Mr Huang’s company is experiencing strong demand for its latest generation of chips, called Blackwell, he told the audience. The California-based business outsources the physical production of its hardware, and Nvidia’s suppliers are making progress in catching up, he said.
Nvidia’s chips are used by data centre operators to develop and run artificial intelligence (AI) models. And the feverish appetite for such services has sent its sales – and stock price – soaring. The shares have more than doubled in 2024, following a 239 per cent run-up in 2023.
The stock gained 8.1 per cent to US$116.91 in New York on Sept 11, marking its biggest single-day rise in six weeks.
But the company counts on a small number of customers – data centre operators like Microsoft and Meta Platforms – for much of its revenue.

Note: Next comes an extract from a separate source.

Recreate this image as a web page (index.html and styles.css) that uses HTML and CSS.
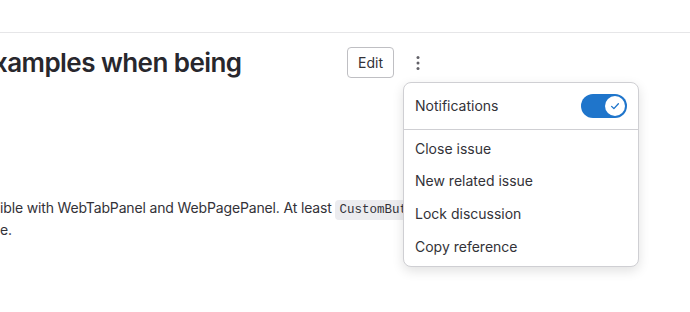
FILE: index.html
```html
<!DOCTYPE html>
<html lang="en">
<head>
    <meta charset="UTF-8">
    <meta name="viewport" content="width=device-width, initial-scale=1.0">
    <title>Issue</title>
    <link rel="stylesheet" href="styles.css">
</head>
<body>
    <div class="topbar"></div>

    <div class="page">
        <div class="issue-header">
            <h1 class="issue-title">xamples when being</h1>
            <div class="issue-actions">
                <button class="btn-edit">Edit</button>
                <div class="more-wrap">
                    <button class="btn-more" aria-label="More actions">
                        <svg width="16" height="16" viewBox="0 0 16 16">
                            <circle cx="8" cy="2.5" r="1.5" fill="#626168"/>
                            <circle cx="8" cy="8" r="1.5" fill="#626168"/>
                            <circle cx="8" cy="13.5" r="1.5" fill="#626168"/>
                        </svg>
                    </button>

                    <div class="dropdown">
                        <div class="dropdown-toggle-row">
                            <span>Notifications</span>
                            <span class="toggle">
                                <span class="knob">
                                    <svg width="12" height="12" viewBox="0 0 16 16">
                                        <path d="M3.5 8.5l3 3 6-6.5" fill="none" stroke="#1f75cb" stroke-width="1.8" stroke-linecap="round" stroke-linejoin="round"/>
                                    </svg>
                                </span>
                            </span>
                        </div>
                        <ul class="dropdown-list">
                            <li>Close issue</li>
                            <li>New related issue</li>
                            <li>Lock discussion</li>
                            <li>Copy reference</li>
                        </ul>
                    </div>
                </div>
            </div>
        </div>

        <div class="description">
            <p>ible with WebTabPanel and WebPagePanel. At least <code>CustomButton</code> should be available in the</p>
            <p>e.</p>
        </div>
    </div>
</body>
</html>
```

FILE: styles.css
```css
body {
    font-family: Inter, "Noto Sans", sans-serif;
    margin: 0;
    padding: 0;
    background-color: #fff;
    color: #333238;
    overflow: hidden;
    width: 690px;
    height: 312px;
}

.topbar {
    height: 32px;
    border-bottom: 1px solid #e6e6e8;
}

.page {
    padding-top: 12px;
    margin-left: -7px;
}

.issue-header {
    display: flex;
    align-items: center;
    width: 441px;
    justify-content: space-between;
}

.issue-title {
    margin: 0;
    font-size: 26px;
    line-height: 35px;
    font-weight: 600;
    color: #28272d;
    letter-spacing: -0.55px;
    white-space: nowrap;
}

.issue-actions {
    display: flex;
    align-items: center;
    gap: 8px;
}

.btn-edit {
    height: 31px;
    width: 47px;
    padding: 0;
    background: #fff;
    border: 1px solid #bfbfc3;
    border-radius: 4px;
    font-family: inherit;
    font-size: 14px;
    color: #333238;
}

.more-wrap {
    position: relative;
}

.btn-more {
    width: 32px;
    height: 32px;
    padding: 0;
    border: none;
    background: none;
    display: flex;
    align-items: center;
    justify-content: center;
}

.dropdown {
    position: absolute;
    top: calc(100% + 3px);
    left: 1px;
    width: 234px;
    background: #fff;
    border: 1px solid #cfcfd3;
    border-radius: 8px;
    box-shadow: 0 4px 12px rgba(5, 5, 6, 0.12);
    z-index: 10;
}

.dropdown-toggle-row {
    display: flex;
    align-items: center;
    justify-content: space-between;
    height: 46px;
    padding: 0 11px;
    font-size: 14px;
    border-bottom: 1px solid #cfcfd3;
}

.toggle {
    width: 46px;
    height: 24px;
    border-radius: 12px;
    background: #1f75cb;
    display: flex;
    align-items: center;
    justify-content: flex-end;
    padding-right: 2px;
    box-sizing: border-box;
}

.knob {
    width: 20px;
    height: 20px;
    border-radius: 50%;
    background: #fff;
    display: flex;
    align-items: center;
    justify-content: center;
}

.dropdown-list {
    list-style: none;
    margin: 0;
    padding: 3px 0 2px;
}

.dropdown-list li {
    height: 32.8px;
    line-height: 32.8px;
    padding: 0 11px;
    font-size: 14px;
    color: #333238;
}

.description {
    margin-top: 118px;
    margin-left: 7px;
    font-size: 14px;
    line-height: 19px;
    letter-spacing: -0.15px;
}

.description p {
    margin: 0;
    white-space: nowrap;
}

code {
    font-family: "Liberation Mono", "DejaVu Sans Mono", monospace;
    font-size: 12.5px;
    letter-spacing: 0;
    background: #ececef;
    border-radius: 4px;
    padding: 3px 4px;
}
```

Mr Huang was asked whether the massive AI spending is providing customers with a return on investment. That has been a concern during the tech industry’s AI frenzy.
But he said companies have no choice other than to embrace “accelerated computing”. Nvidia’s technology speeds up conventional workloads – data processing – as well as handling AI tasks that older technology cannot manage, he said.
Nvidia leans heavily on Taiwan Semiconductor Manufacturing Company (TSMC) for production of its most important chips and does so because that company is the best in its field by a large margin, Mr Huang said. But geopolitical tension has raised risks. China sees TSMC’s home island as a rogue province, stoking concerns that it might try to reclaim the territory. That could potentially cut off Nvidia from the key supplier.
Mr Huang said he develops much of the company’s technology in-house, and that should allow Nvidia to switch orders to alternative suppliers. Still, such a change would likely result in a reduction in quality of his chips, he said.
TSMC’s “agility and their capability to respond to our needs is just incredible”.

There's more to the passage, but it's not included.